From: ietf [mailto:ietf-bounces@ietf.org] On Behalf Of Murray S. Kucherawy
Sent: Friday, April 18, 2014 11:41 AM
To: ned+ietf@mauve.mrochek.com
Cc: ietf
Subject: Re: DMARC from the perspective of the listadmin of a bunch of SMALL community lists

On Fri, Apr 18, 2014 at 7:47 AM, <ned+ietf@mauve.mrochek.com<mailto:ned+ietf@mauve.mrochek.com>> wrote:

The message was pretty clearly, "We think DMARC is valuable enough to us
that we plan to deploy it even though it has the unfortunate side effect
of causing problems for mailing lists."

Allow me to rephrase: "We think getting our commerical mail through is worth
sacrificing all sorts of personal mail functionality users depend on. And we
don't care who it hurts, including some shops as large or larger than we are."

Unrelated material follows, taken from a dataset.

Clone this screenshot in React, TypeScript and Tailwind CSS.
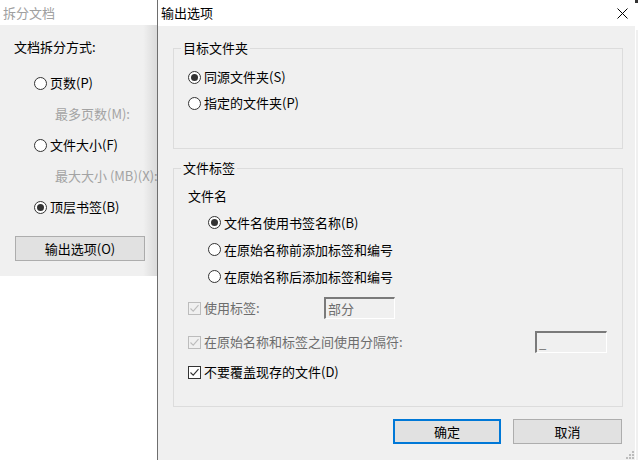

I'm not so sure delivery is the primary goal.  Rather, "We're tired of the fact that we are unable to control who generates mail that appear to come from our domain(s), and it's hurting us" is how that should at least start.  A tarnished domain name has repercussions beyond just delivery of email.
MH: I’m going to disagree with Murray on the fact that it’s hurting us, the company as the motivator, at least from my perspective. I see it as preventing end users from getting hurt from this particular use case (direct domain abuse). The further we (for some definition of we) can push bad actors from reality (from the users perspective), the less likely they are to fall for certain types of social engineering. I would hypothesize that increased abuse of the type Yahoo has been seeing may be in part due to increased difficulty on the part of malicious individuals in abusing brands implementing DMARC with p=reject. P to P mail becomes increasingly attractive and the use of stolen address books or user email addresses and information from stored messages can be used to improve the effectiveness of the social engineer.